* begin *
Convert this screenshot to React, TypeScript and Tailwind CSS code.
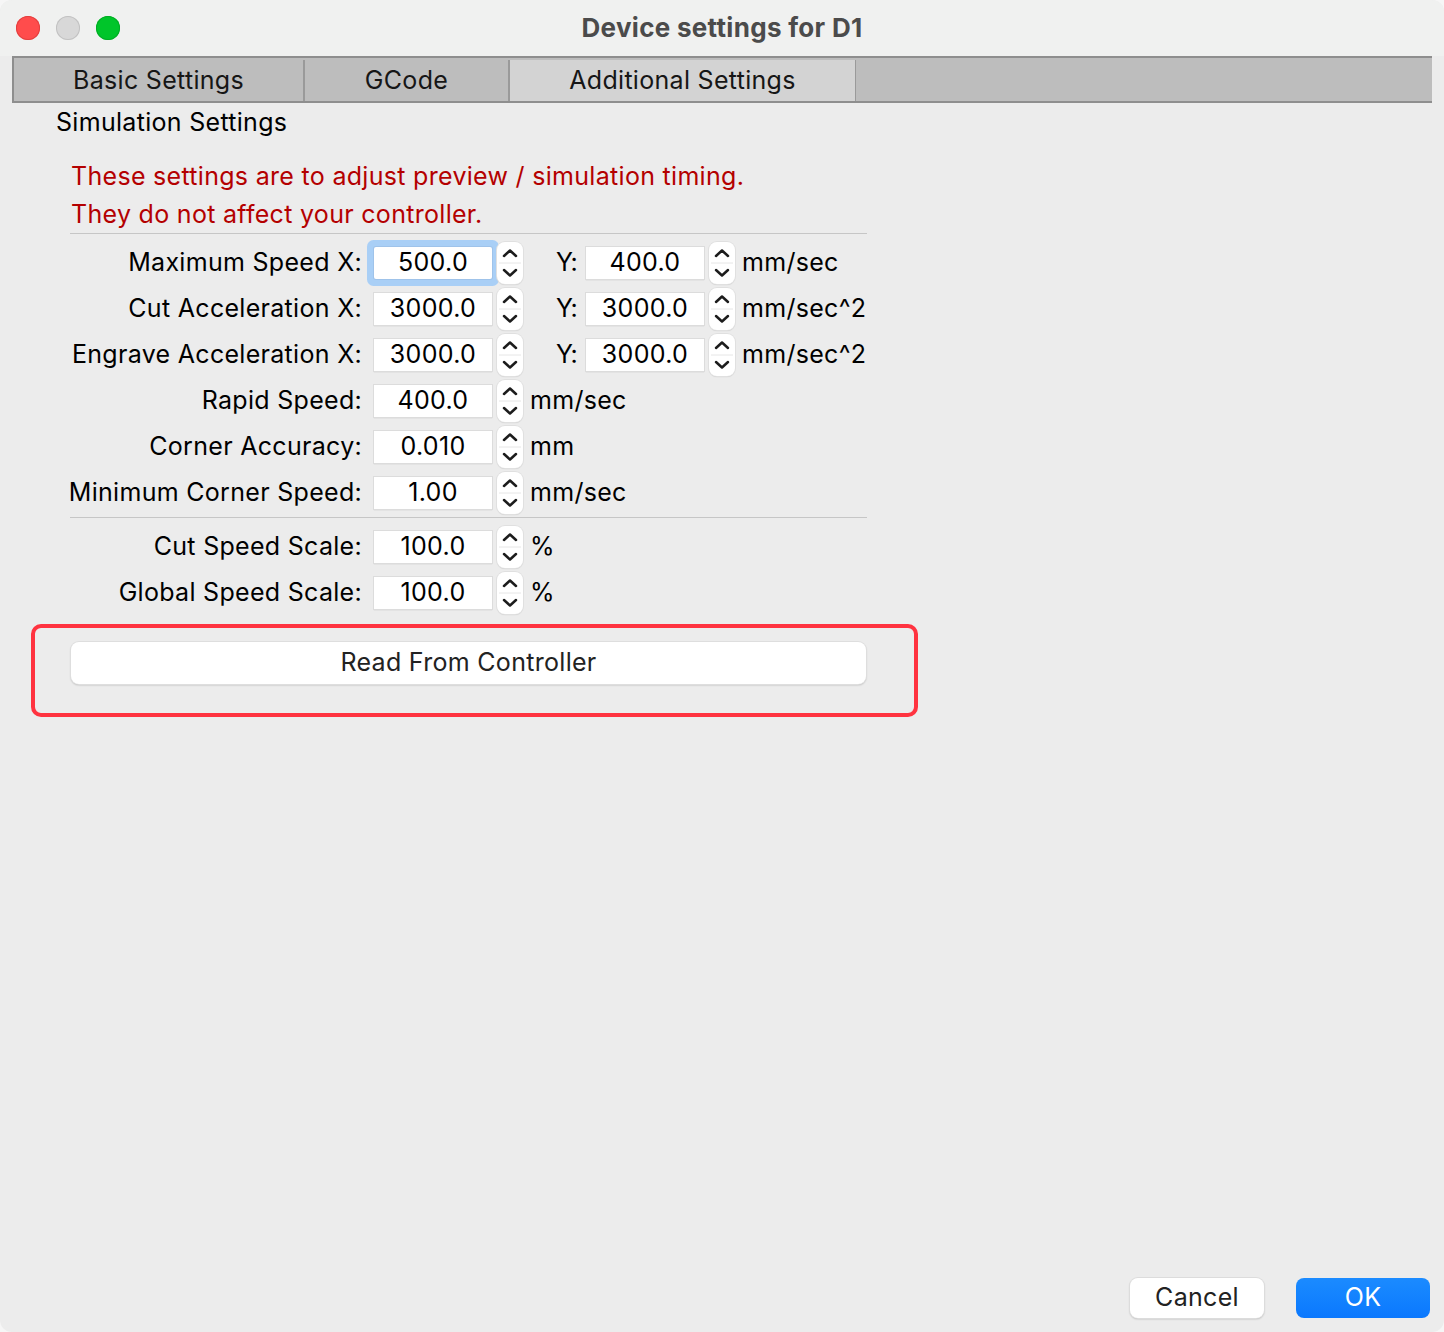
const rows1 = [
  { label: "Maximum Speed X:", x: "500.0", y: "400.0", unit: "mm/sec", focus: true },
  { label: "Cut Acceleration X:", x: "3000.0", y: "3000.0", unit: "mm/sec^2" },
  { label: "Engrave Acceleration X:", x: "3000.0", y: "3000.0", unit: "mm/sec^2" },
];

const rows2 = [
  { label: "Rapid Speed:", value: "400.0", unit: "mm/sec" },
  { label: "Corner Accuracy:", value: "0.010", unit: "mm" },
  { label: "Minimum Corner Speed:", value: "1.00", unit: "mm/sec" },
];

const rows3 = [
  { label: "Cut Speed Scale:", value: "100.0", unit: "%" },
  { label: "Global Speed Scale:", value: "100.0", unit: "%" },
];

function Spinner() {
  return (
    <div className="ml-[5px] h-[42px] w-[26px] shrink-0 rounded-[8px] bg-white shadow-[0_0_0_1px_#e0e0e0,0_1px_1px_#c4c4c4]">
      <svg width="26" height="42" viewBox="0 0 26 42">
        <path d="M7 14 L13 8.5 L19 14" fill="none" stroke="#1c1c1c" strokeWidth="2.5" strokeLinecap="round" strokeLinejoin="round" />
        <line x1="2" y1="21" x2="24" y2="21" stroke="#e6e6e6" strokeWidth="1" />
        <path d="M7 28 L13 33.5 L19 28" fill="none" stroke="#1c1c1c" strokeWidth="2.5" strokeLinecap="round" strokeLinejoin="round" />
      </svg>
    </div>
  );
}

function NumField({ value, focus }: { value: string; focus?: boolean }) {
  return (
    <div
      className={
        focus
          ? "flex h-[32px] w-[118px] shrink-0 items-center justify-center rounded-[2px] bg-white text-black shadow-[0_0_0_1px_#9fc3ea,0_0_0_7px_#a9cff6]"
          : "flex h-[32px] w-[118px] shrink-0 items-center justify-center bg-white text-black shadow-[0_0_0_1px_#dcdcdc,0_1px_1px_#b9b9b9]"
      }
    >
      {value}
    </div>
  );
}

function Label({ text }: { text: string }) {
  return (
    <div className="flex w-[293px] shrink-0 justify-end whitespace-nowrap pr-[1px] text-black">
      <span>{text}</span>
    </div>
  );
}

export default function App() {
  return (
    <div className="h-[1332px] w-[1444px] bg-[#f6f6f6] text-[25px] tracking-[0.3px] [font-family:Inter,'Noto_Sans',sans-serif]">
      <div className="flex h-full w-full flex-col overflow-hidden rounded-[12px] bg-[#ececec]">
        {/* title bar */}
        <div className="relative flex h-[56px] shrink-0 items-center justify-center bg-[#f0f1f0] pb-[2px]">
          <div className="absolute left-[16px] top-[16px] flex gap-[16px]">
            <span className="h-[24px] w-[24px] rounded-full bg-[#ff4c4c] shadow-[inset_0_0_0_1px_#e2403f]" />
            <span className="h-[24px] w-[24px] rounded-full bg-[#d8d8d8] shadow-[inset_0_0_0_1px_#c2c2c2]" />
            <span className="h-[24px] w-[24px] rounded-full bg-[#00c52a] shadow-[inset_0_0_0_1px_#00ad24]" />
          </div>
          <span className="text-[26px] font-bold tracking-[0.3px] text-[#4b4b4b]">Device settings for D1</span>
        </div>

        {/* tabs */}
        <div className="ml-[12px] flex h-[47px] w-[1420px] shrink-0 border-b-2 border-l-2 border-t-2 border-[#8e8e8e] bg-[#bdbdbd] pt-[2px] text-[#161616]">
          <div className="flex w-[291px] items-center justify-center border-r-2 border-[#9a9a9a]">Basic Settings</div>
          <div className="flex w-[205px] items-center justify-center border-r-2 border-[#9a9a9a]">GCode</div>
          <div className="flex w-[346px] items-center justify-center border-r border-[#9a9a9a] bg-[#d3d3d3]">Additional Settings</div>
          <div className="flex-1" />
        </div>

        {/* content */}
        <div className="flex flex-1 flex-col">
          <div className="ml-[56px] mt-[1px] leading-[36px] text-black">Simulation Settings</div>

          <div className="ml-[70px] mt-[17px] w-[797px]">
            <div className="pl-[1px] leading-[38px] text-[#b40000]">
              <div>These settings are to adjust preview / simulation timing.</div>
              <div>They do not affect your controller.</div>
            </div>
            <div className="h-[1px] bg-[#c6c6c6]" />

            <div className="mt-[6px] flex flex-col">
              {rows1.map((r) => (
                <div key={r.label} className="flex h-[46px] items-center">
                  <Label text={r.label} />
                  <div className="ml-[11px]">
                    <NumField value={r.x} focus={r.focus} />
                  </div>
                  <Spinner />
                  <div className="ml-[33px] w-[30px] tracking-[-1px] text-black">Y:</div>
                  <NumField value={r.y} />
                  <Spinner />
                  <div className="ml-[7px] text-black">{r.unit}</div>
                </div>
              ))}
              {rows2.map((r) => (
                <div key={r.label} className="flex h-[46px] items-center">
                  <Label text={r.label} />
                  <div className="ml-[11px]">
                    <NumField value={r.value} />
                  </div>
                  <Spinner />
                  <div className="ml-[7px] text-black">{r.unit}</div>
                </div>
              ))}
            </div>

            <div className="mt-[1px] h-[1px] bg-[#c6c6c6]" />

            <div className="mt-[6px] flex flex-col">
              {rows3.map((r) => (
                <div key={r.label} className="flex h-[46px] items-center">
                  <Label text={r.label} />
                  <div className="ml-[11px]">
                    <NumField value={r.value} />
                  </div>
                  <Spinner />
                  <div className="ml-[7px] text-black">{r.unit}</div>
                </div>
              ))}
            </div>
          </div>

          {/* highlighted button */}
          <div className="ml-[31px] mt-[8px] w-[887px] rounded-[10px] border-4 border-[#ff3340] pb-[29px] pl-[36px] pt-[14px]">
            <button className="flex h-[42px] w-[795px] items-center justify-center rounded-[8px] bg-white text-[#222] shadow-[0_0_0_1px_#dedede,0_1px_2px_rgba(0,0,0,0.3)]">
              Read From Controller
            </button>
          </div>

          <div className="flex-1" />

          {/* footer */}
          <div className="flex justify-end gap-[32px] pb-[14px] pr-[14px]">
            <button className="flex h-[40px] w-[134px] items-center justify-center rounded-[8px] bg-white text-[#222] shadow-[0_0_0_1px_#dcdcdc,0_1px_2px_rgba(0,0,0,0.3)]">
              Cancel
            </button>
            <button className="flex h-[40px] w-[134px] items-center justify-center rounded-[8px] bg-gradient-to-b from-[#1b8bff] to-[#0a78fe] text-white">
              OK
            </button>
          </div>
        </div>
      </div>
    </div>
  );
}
* end *
WHAT YOU HAVE TO DO
Pictures are excluded; copy all other data exactly as shown.

SOLUTION TO THIS TASK
Convert this screenshot to React, TypeScript and Tailwind CSS code.
const rows1 = [
  { label: "Maximum Speed X:", x: "500.0", y: "400.0", unit: "mm/sec", focus: true },
  { label: "Cut Acceleration X:", x: "3000.0", y: "3000.0", unit: "mm/sec^2" },
  { label: "Engrave Acceleration X:", x: "3000.0", y: "3000.0", unit: "mm/sec^2" },
];

const rows2 = [
  { label: "Rapid Speed:", value: "400.0", unit: "mm/sec" },
  { label: "Corner Accuracy:", value: "0.010", unit: "mm" },
  { label: "Minimum Corner Speed:", value: "1.00", unit: "mm/sec" },
];

const rows3 = [
  { label: "Cut Speed Scale:", value: "100.0", unit: "%" },
  { label: "Global Speed Scale:", value: "100.0", unit: "%" },
];

function Spinner() {
  return (
    <div className="ml-[5px] h-[42px] w-[26px] shrink-0 rounded-[8px] bg-white shadow-[0_0_0_1px_#e0e0e0,0_1px_1px_#c4c4c4]">
      <svg width="26" height="42" viewBox="0 0 26 42">
        <path d="M7 14 L13 8.5 L19 14" fill="none" stroke="#1c1c1c" strokeWidth="2.5" strokeLinecap="round" strokeLinejoin="round" />
        <line x1="2" y1="21" x2="24" y2="21" stroke="#e6e6e6" strokeWidth="1" />
        <path d="M7 28 L13 33.5 L19 28" fill="none" stroke="#1c1c1c" strokeWidth="2.5" strokeLinecap="round" strokeLinejoin="round" />
      </svg>
    </div>
  );
}

function NumField({ value, focus }: { value: string; focus?: boolean }) {
  return (
    <div
      className={
        focus
          ? "flex h-[32px] w-[118px] shrink-0 items-center justify-center rounded-[2px] bg-white text-black shadow-[0_0_0_1px_#9fc3ea,0_0_0_7px_#a9cff6]"
          : "flex h-[32px] w-[118px] shrink-0 items-center justify-center bg-white text-black shadow-[0_0_0_1px_#dcdcdc,0_1px_1px_#b9b9b9]"
      }
    >
      {value}
    </div>
  );
}

function Label({ text }: { text: string }) {
  return (
    <div className="flex w-[293px] shrink-0 justify-end whitespace-nowrap pr-[1px] text-black">
      <span>{text}</span>
    </div>
  );
}

export default function App() {
  return (
    <div className="h-[1332px] w-[1444px] bg-[#f6f6f6] text-[25px] tracking-[0.3px] [font-family:Inter,'Noto_Sans',sans-serif]">
      <div className="flex h-full w-full flex-col overflow-hidden rounded-[12px] bg-[#ececec]">
        {/* title bar */}
        <div className="relative flex h-[56px] shrink-0 items-center justify-center bg-[#f0f1f0] pb-[2px]">
          <div className="absolute left-[16px] top-[16px] flex gap-[16px]">
            <span className="h-[24px] w-[24px] rounded-full bg-[#ff4c4c] shadow-[inset_0_0_0_1px_#e2403f]" />
            <span className="h-[24px] w-[24px] rounded-full bg-[#d8d8d8] shadow-[inset_0_0_0_1px_#c2c2c2]" />
            <span className="h-[24px] w-[24px] rounded-full bg-[#00c52a] shadow-[inset_0_0_0_1px_#00ad24]" />
          </div>
          <span className="text-[26px] font-bold tracking-[0.3px] text-[#4b4b4b]">Device settings for D1</span>
        </div>

        {/* tabs */}
        <div className="ml-[12px] flex h-[47px] w-[1420px] shrink-0 border-b-2 border-l-2 border-t-2 border-[#8e8e8e] bg-[#bdbdbd] pt-[2px] text-[#161616]">
          <div className="flex w-[291px] items-center justify-center border-r-2 border-[#9a9a9a]">Basic Settings</div>
          <div className="flex w-[205px] items-center justify-center border-r-2 border-[#9a9a9a]">GCode</div>
          <div className="flex w-[346px] items-center justify-center border-r border-[#9a9a9a] bg-[#d3d3d3]">Additional Settings</div>
          <div className="flex-1" />
        </div>

        {/* content */}
        <div className="flex flex-1 flex-col">
          <div className="ml-[56px] mt-[1px] leading-[36px] text-black">Simulation Settings</div>

          <div className="ml-[70px] mt-[17px] w-[797px]">
            <div className="pl-[1px] leading-[38px] text-[#b40000]">
              <div>These settings are to adjust preview / simulation timing.</div>
              <div>They do not affect your controller.</div>
            </div>
            <div className="h-[1px] bg-[#c6c6c6]" />

            <div className="mt-[6px] flex flex-col">
              {rows1.map((r) => (
                <div key={r.label} className="flex h-[46px] items-center">
                  <Label text={r.label} />
                  <div className="ml-[11px]">
                    <NumField value={r.x} focus={r.focus} />
                  </div>
                  <Spinner />
                  <div className="ml-[33px] w-[30px] tracking-[-1px] text-black">Y:</div>
                  <NumField value={r.y} />
                  <Spinner />
                  <div className="ml-[7px] text-black">{r.unit}</div>
                </div>
              ))}
              {rows2.map((r) => (
                <div key={r.label} className="flex h-[46px] items-center">
                  <Label text={r.label} />
                  <div className="ml-[11px]">
                    <NumField value={r.value} />
                  </div>
                  <Spinner />
                  <div className="ml-[7px] text-black">{r.unit}</div>
                </div>
              ))}
            </div>

            <div className="mt-[1px] h-[1px] bg-[#c6c6c6]" />

            <div className="mt-[6px] flex flex-col">
              {rows3.map((r) => (
                <div key={r.label} className="flex h-[46px] items-center">
                  <Label text={r.label} />
                  <div className="ml-[11px]">
                    <NumField value={r.value} />
                  </div>
                  <Spinner />
                  <div className="ml-[7px] text-black">{r.unit}</div>
                </div>
              ))}
            </div>
          </div>

          {/* highlighted button */}
          <div className="ml-[31px] mt-[8px] w-[887px] rounded-[10px] border-4 border-[#ff3340] pb-[29px] pl-[36px] pt-[14px]">
            <button className="flex h-[42px] w-[795px] items-center justify-center rounded-[8px] bg-white text-[#222] shadow-[0_0_0_1px_#dedede,0_1px_2px_rgba(0,0,0,0.3)]">
              Read From Controller
            </button>
          </div>

          <div className="flex-1" />

          {/* footer */}
          <div className="flex justify-end gap-[32px] pb-[14px] pr-[14px]">
            <button className="flex h-[40px] w-[134px] items-center justify-center rounded-[8px] bg-white text-[#222] shadow-[0_0_0_1px_#dcdcdc,0_1px_2px_rgba(0,0,0,0.3)]">
              Cancel
            </button>
            <button className="flex h-[40px] w-[134px] items-center justify-center rounded-[8px] bg-gradient-to-b from-[#1b8bff] to-[#0a78fe] text-white">
              OK
            </button>
          </div>
        </div>
      </div>
    </div>
  );
}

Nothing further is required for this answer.